Wir behalten uns vor, die Einsendungen gekürzt in diesem und ähnlichen Formaten zu veröffentlichen.
"Verlierer sind mal wieder die Ackerbauern mit Getreideanbau. Und das obwohl der ganze Markt immer auf die Weizenproduktion schaut." (Christian Hoffmann)
Der Bürokratieaufwand wäre zu hoch
"Wenn das kommt, höre ich auf und verpachte meine Flächen. Das nachzuweisen würde mich sonst vermutlich zum ausschließlichen Schreibtischtäter machen. Und die Pachtpreise werden deshalb garantiert nicht sinken. Denn es ist dem Verpächter doch vollkommen egal, wofür man das bekommt." (Thorsten Holtmeier)
Damit können wir kein Geld verdienen
"Mit der erfolgsorientierten Prämie ist kein Geld zu verdienen! Das System bezahlt nicht mal den Aufwand dazu. Für wie blöde halten solche Doktoranden die Landwirte? Ackerbrache haben diese Herren noch vergessen! Grünbrache und Ackerbrache 650 € ? Es gibt bei uns Gebiete, da werden 1200 €/ha Pacht gezahlt. Da ist jeder Unternehmergeist am Ende!" (Hermann Kamm)

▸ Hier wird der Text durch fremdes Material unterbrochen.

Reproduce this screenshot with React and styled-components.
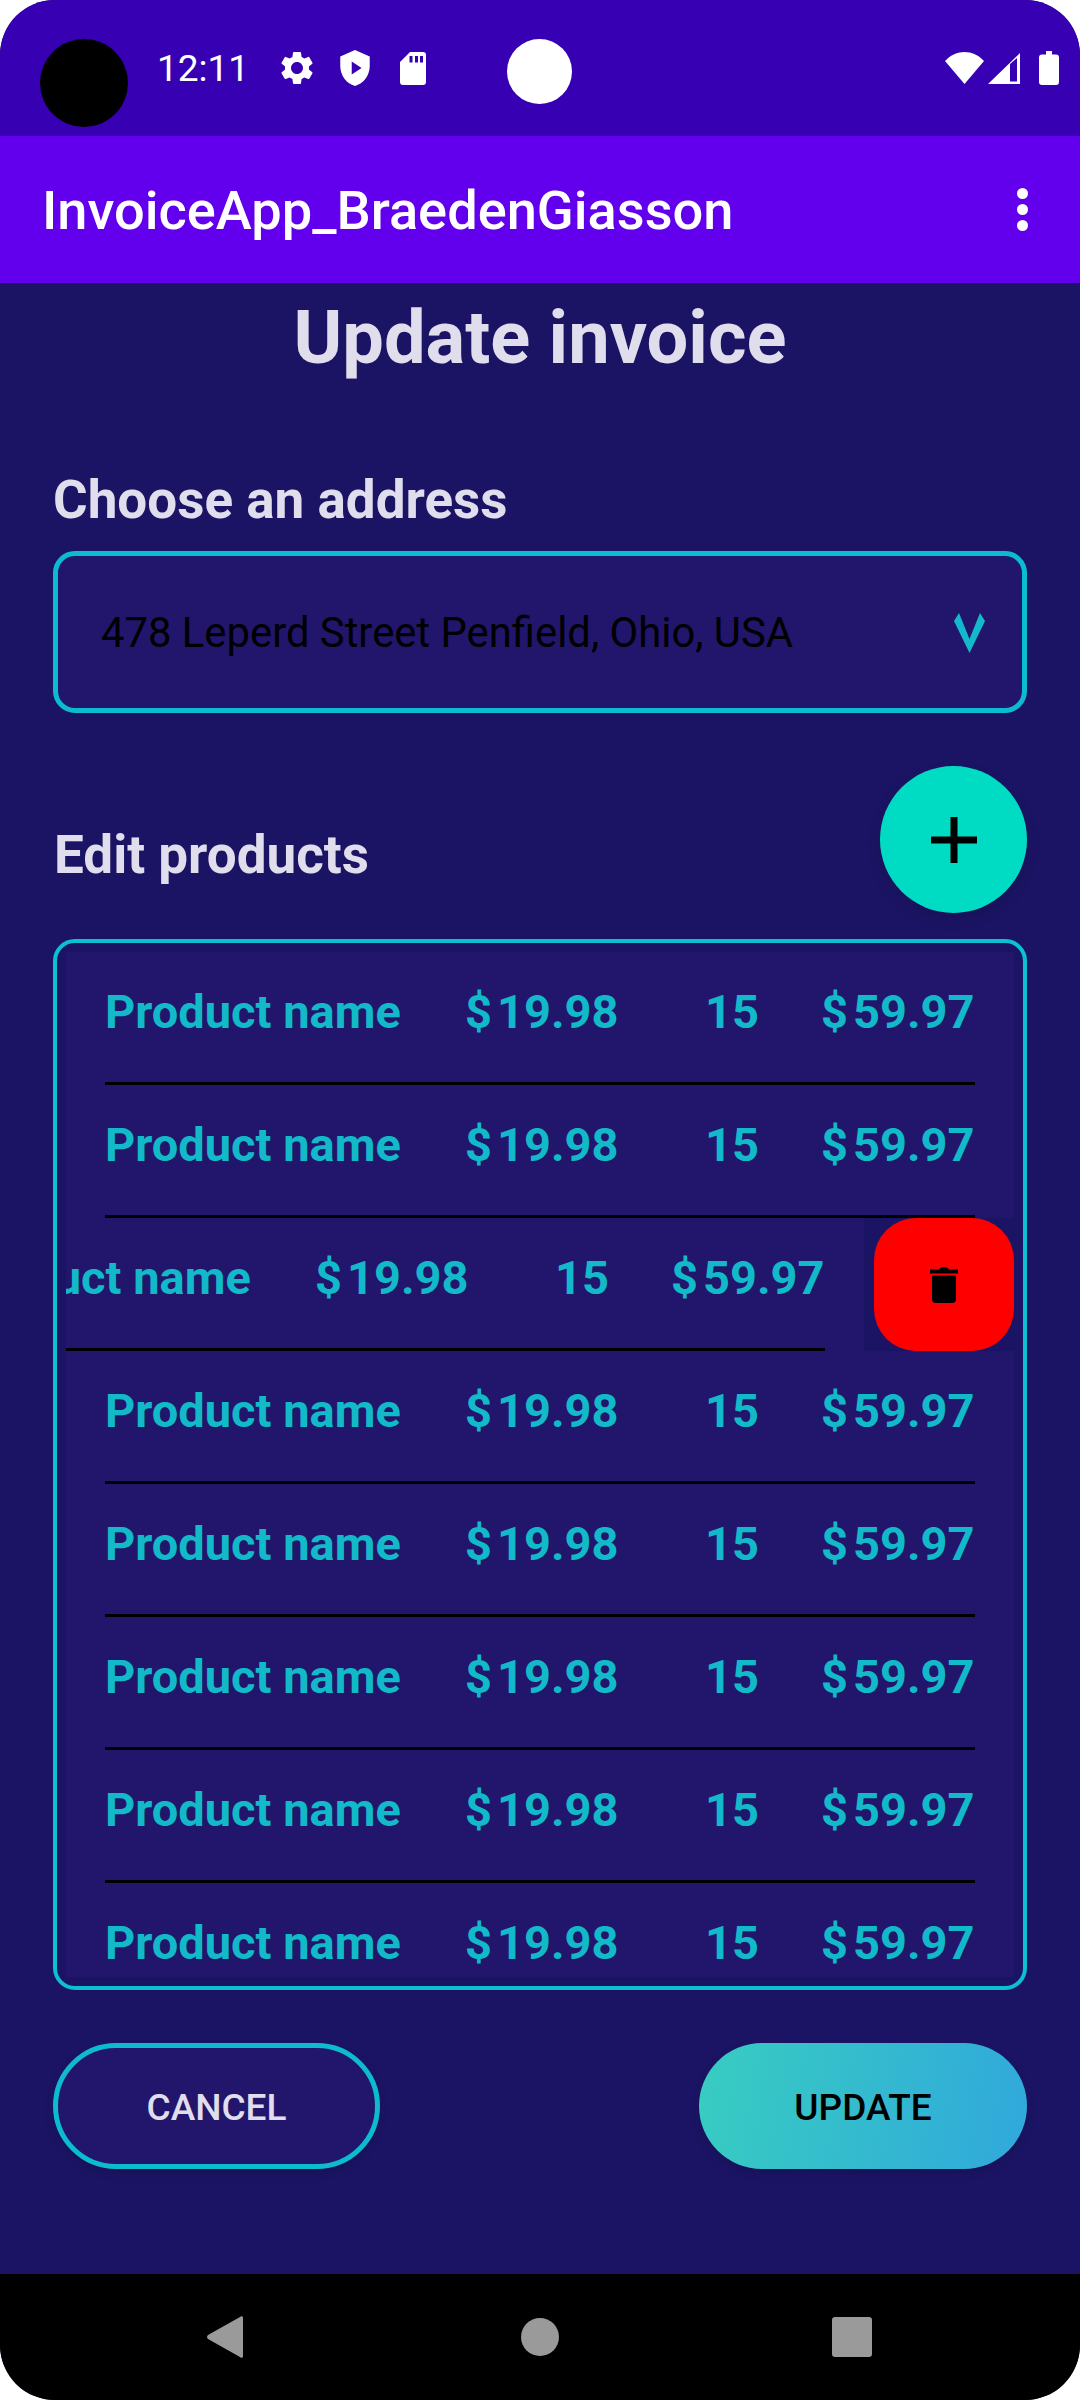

Einkommen können wir mit den Prämien auch nicht aufstocken
"Wir haben es doch jetzt schon! Kein Mensch möchte Almosen. Wie sehr sollte die GAP-Zahlung, als Ausgleich für unsere hohen Standards, der billigen Konkurrenz auf dem Weltmarkt herhalten? Alle hatten sich dran gewöhnt, und nun soll diese eierlegende Wollmilch-Sau uns helfen, in die ökologische Landwirtschaft einzusteigen!? Das ist so durchschaubar und wird den Betrieben und der Bevölkerung hier nicht gerecht.
Wer Öko-Landwirtschaft betreibt, wird schon recht ordentlich unterstützt. Und das ist auch gut so, weil man sonst nicht konkurrenzfähig ist. Aber alle Bauern, können höchstens einige Flächen, ganz rausnehmen, oder es sein lassen. Die GAP-Prämien habe nicht mehr das Ziel, das Einkommen entscheidend zu verbessern. Das muss jedem Unternehmen klar werden." (Willy Toft)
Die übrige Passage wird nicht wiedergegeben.